Monday, April 30, 2018

Some Thoughts on Trump and Christianity

Democracy is often messy and noisy, no more so than now.  Democracy implies a battle of ideas, a struggle with competing political and social values, but the customary historical norms have dictated that we are at least civil with each other.  No longer do we discuss the great ideas with calmness and rationality, attempting to persuade by arguments supported by facts. I am afraid that civil discourse may be a relic of the past, no longer observed by the shrill purveyors of half truths, distortions and outright lies that emanate from the Trump camp and its supporters on right-wing media.

I’m old.  I admit it.  I look back nostalgically to a time in which the concept of truth was respected, when no matter what your political position was, we understood what truth was, we talked about facts, and we understood that facts were representations of a reality of sorts.  We could agree what facts were because we were grounded in the same reality.

We understand what it means to be a Christian.  While we may disagree about whether a Christian had to believe certain things, there is no disagreement about what it means to be a Christian, what values a Christian exemplifies in his life and behavior and attitude. Jesus is our model of what it means to be a Christian--it  means at the least feeding the hungry, housing the homeless, healing the sick, supporting the poor, comforting the lonely, seeking peace and standing with the powerless against the mighty.

Those are not the values of the leadership of our nation.  The policies our nation espouses now are inconsistent with the traditional values of our nation; to the contrary, our national values, at least as represented by our President and the Republicans who hold the power, not only are not Christian, they are actively and virulently anti-Christian.

This article in the Boston Globe entitled Are Trump Christians Really Christian?” makes a strong case backed by leaders of Catholic, traditional Protestants and even some Evangelicals, that you cannot follow the teachings of Trump and the opposing teachings of Jesus, at the same time.  The people and the churches that are serious about being Christians are faced with a choice as to which master they will serve.

Saturday, April 28, 2018

From The War Against Poverty To The War Against The Poor

How times have changed in our nation's halls of power.  There was a time that some of us fondly remember when we as a nation fought a war against poverty.  With the arrival of the Trump Administration, our nation's lawmakers have decided that our national resources should be expended on a war against the poor.

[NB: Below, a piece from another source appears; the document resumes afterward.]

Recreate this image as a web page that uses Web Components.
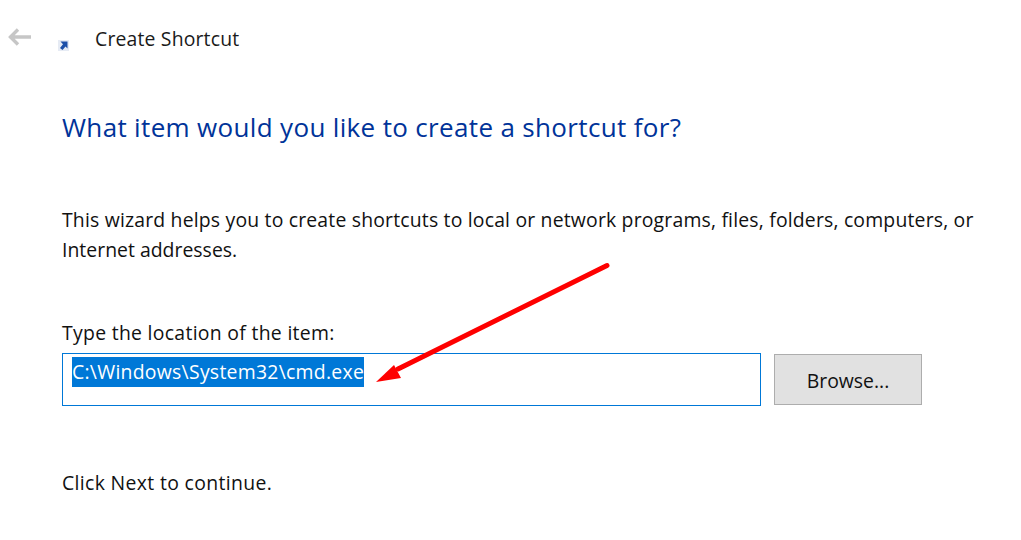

We could cite numerous examples, but an opinion piece by Dana Milbank in the Washington Post about Paul Ryan's firing of the House of Representative's chaplain for his prayers for the poor and the defenseless nicely summarizes why current administration supporters want Reverend Patrick Conroy silenced.  What the Senate Chaplain said in his prayers got the right wing angry becaused it showed their hypocrisy.

Here are some excerpts (elipsis omitted) from the commentary:

We know this much: Ryan’s office complained to Conroy about a prayer he offered on the House floor during the tax overhaul debate that those who “continue to struggle” in the United States would not be made “losers under new tax laws.” Ryan admonished the priest after the Nov. 6 prayer, saying, “Padre, you just got to stay out of politics,” Conroy told the New York Times. 
He was warned. Nevertheless, he persisted.  Over the five months since Ryan’s warning, Conroy dared to continue to preach the teachings of Jesus on the House floor: 
He prayed to God that lawmakers would help “the least among us.” 
He prayed for them to follow the example of St. Nicholas, “who fed the hungry, brought hope to the imprisoned, gave comfort to the lost.” 
He admonished lawmakers “to serve other people in their need” and “to pray for the unemployed and those who work but still struggle to make ends meet.” 
After an immigration deal collapsed, he urged “those who possess power here in Washington be mindful of those whom they represent who possess little or no power.” 
Only in this perverted time could a priest lose his job after committing the sin of crying out for justice for the poor. But then, look around: Everywhere are the signs of a rising kleptocracy. The $1.5 trillion tax cut did make winners of corporations and the wealthy. 
And actions since then show that the Trump administration is making losers of the poor. 
Conroy, of course, didn’t preach about such truly political things; he prayed, generically, for compassion. In the prayer that earned him Ryan’s reprimand, he merely reminded lawmakers that “the institutions and structures of our great nation guarantee the opportunities that have allowed some to achieve great success, while others continue to ­struggle.” 
He prayed that lawmakers “guarantee that there are not winners and losers under new tax laws, but benefits balanced and shared by all Americans.” 
Such heresies continued. He prayed for “peace and reconciliation where those virtues are so sorely needed.” He prayed for them to rise above “self- ­interest” and “immediate political wins.” He prayed for them to promote “justice, equity and truth.” He admonished them to “show respect for those with whom they disagree.”

Speaking truth to power has always been dangerous, but it is more so when it confronts the most powerful political forces in our nation on a daily basis in the corridors of power.  This is what Jesus did and look what happened to him, so should we be surprised at what happened to Father Conroy?  Should Christians acquiesce when power exerts itself against compassion and justice?